Our answer may provide some thoughts of value to others involved in such problems. Part of our answer was that support involves showing compliance or agreement with the false doctrine. If simply being enrolled in such a school shows support of their false doctrine, then being enrolled in a public school shows support of the ungodly things that are taught and practiced there. Surely almost every person who may be able to read this would deny that being in a public school indicates support for all the things taught and practiced there. We are allowed to show our support or lack of it in various ways, and should show our disagreement in an appropriate, loving manner.
A parent who tries to shield his/her child from all contamination of any kind needs to understand that the child cannot be immunized to false doctrine or false living unless he/she is exposed to it in some fashion. Many parents have been surprised and disappointed when their child has gone away to college and been exposed to various religious, social or political theories that they had never heard discussed or refuted, and are led away into serious error.
Our conclusion at this time is that we should try to keep our children from being exposed to such ungodliness and false doctrine that we cannot properly refute, but an effort to put them in a monastery where they are not allowed to face the trials and temptations of life is counter productive. It is probable that the idea of balance is appropriate in this situation, as in most others. For example, if one never bears any burden, trial or testing in a physical way, he becomes weak and ineffective. However, if he is burdened unduly, like trying to put a hundred pound weight on a little child, he may be broken and unfit for service. That principle is so applicable in almost any area. A parent who is so afraid of a child being hurt that the child is not allowed to even try to learn to roller skate, ride a tricycle or climb a tree may so stunt the child's growth, both physically and psychologically that he is practically useless in society. However, the parent who allows the little child to ride a motorcycle or climb a big tree without supervision and guidance is probably an unfit parent.

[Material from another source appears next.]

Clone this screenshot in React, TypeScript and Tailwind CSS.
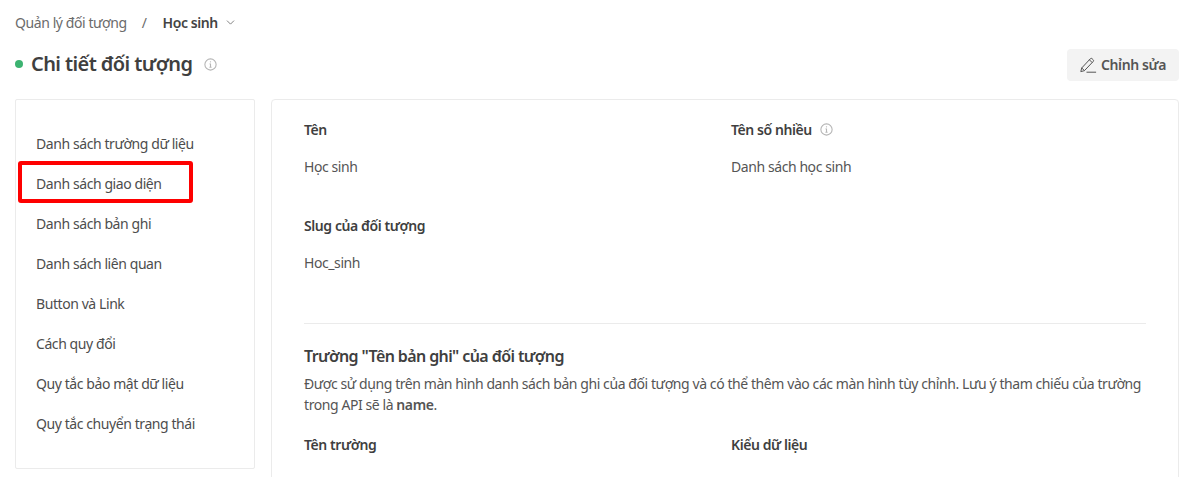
import { ChevronDown } from 'lucide-react';

const menuItems = [
  'Danh sách trường dữ liệu',
  'Danh sách giao diện',
  'Danh sách bản ghi',
  'Danh sách liên quan',
  'Button và Link',
  'Cách quy đổi',
  'Quy tắc bảo mật dữ liệu',
  'Quy tắc chuyển trạng thái',
];

function InfoIcon({ className }: { className?: string }) {
  return (
    <svg viewBox="0 0 12 12" className={className} fill="none" stroke="currentColor">
      <circle cx="6" cy="6" r="5.2" strokeWidth="1" />
      <path d="M6 5.4v3M5 8.6h2M5.2 5.4H6" strokeWidth="1" />
      <circle cx="6" cy="3.5" r="0.6" fill="currentColor" stroke="none" />
    </svg>
  );
}

function EditIcon({ className }: { className?: string }) {
  return (
    <svg viewBox="0 0 17 16" className={className} fill="none" stroke="currentColor" strokeWidth="1" strokeLinejoin="round">
      <path d="M0.8 14.6l0.9-3.6 8.6-9.2a1.3 1.3 0 0 1 1.9 0l0.9 0.9a1.3 1.3 0 0 1 0 1.9l-8.7 9.1z" />
      <path d="M9.4 2.8l2.8 2.8M1.7 11l2.8 2.6" />
      <path d="M6.5 15.2h9.6" />
    </svg>
  );
}

function Field({ label, value, info }: { label: string; value: string; info?: boolean }) {
  return (
    <div className="h-[96px]">
      <div className="flex items-center gap-2 h-[20px] text-[14px] font-semibold text-[#3f3f3f]">
        {label}
        {info && <InfoIcon className="w-[13px] h-[13px] text-[#b5b5b5]" />}
      </div>
      <div className="mt-[18px] h-[20px] text-[14px] leading-[20px] text-[#555555]">{value}</div>
    </div>
  );
}

export default function App() {
  return (
    <div className="h-[477px] overflow-hidden bg-white pl-[15px] pr-[13px] tracking-[-0.42px] font-['Noto_Sans',sans-serif] text-[#444444]">
      {/* Breadcrumb */}
      <div className="flex items-center h-[20px] mt-[12px] text-[14px]">
        <span className="text-[#6b6b6b]">Quản lý đối tượng</span>
        <span className="ml-[15px] text-[#6b6b6b]">/</span>
        <span className="ml-[16px] font-semibold text-[#444444]">Học sinh</span>
        <ChevronDown className="ml-[6px] mt-[1px] w-[13px] h-[13px] stroke-[1.5] text-[#666666]" />
      </div>

      {/* Header */}
      <div className="flex items-center justify-between mt-[17px] h-[32px]">
        <div className="flex items-center pb-[2px]">
          <span className="w-[8px] h-[8px] rounded-full bg-[#3cb371]" />
          <h1 className="ml-[8px] text-[20px] font-semibold tracking-[-0.6px] text-[#3f3f3f]">Chi tiết đối tượng</h1>
          <InfoIcon className="ml-[12px] w-[13px] h-[13px] text-[#b5b5b5]" />
        </div>
        <button className="flex items-center justify-center gap-[4px] w-[112px] h-[32px] pb-[2px] rounded-[4px] bg-[#f3f3f3] text-[14px] font-semibold text-[#555555]">
          <EditIcon className="w-[17px] h-[16px] mt-[2px]" />
          Chỉnh sửa
        </button>
      </div>

      <div className="flex gap-[16px] mt-[18px] items-start">
        {/* Side menu */}
        <div className="relative w-[240px] h-[370px] shrink-0 border border-[#ebebeb] rounded-[2px] pt-[23px]">
          {menuItems.map((item) => (
            <div key={item} className="h-[40px] pl-[20px] flex items-center text-[14px] text-[#4d4d4d]">
              {item}
            </div>
          ))}
          <div className="absolute left-[2px] top-[61px] w-[175px] h-[42px] border-[4px] border-[#fe0000] rounded-[3px]" />
        </div>

        {/* Details */}
        <div className="flex-1 h-[400px] border border-[#ebebeb] rounded-[4px] px-[32px] pt-[19px]">
          <div className="grid grid-cols-[427px_1fr]">
            <Field label="Tên" value="Học sinh" />
            <Field label="Tên số nhiều" value="Danh sách học sinh" info />
            <Field label="Slug của đối tượng" value="Hoc_sinh" />
          </div>
          <div className="border-t border-[#ebebeb] mt-[12px]" />
          <h2 className="mt-[22px] text-[16px] leading-[20px] font-semibold tracking-[-0.6px] text-[#3f3f3f]">
            Trường "Tên bản ghi" của đối tượng
          </h2>
          <p className="mt-[7px] text-[14px] leading-[21px] text-[#555555]">
            Được sử dụng trên màn hình danh sách bản ghi của đối tượng và có thể thêm vào các màn hình tùy chỉnh. Lưu ý tham chiếu của trường
            <br />
            trong API sẽ là <b className="font-semibold">name</b>.
          </p>
          <div className="grid grid-cols-[427px_1fr] mt-[20px]">
            <div className="text-[14px] leading-[20px] font-semibold text-[#3f3f3f]">Tên trường</div>
            <div className="text-[14px] leading-[20px] font-semibold text-[#3f3f3f]">Kiểu dữ liệu</div>
          </div>
        </div>
      </div>
    </div>
  );
}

So a parent may support false teaching if he allows his child to go into any situation, either public or private schools, where false doctrine and ungodly living is upheld or condoned without showing the error and danger of such. But the parent does not support false teaching simply by allowing his child to be exposed to it. There is a danger of a young (or old) preacher attending a denominational graduate school where he is exposed to false doctrine, but simply attending does not equate with supporting.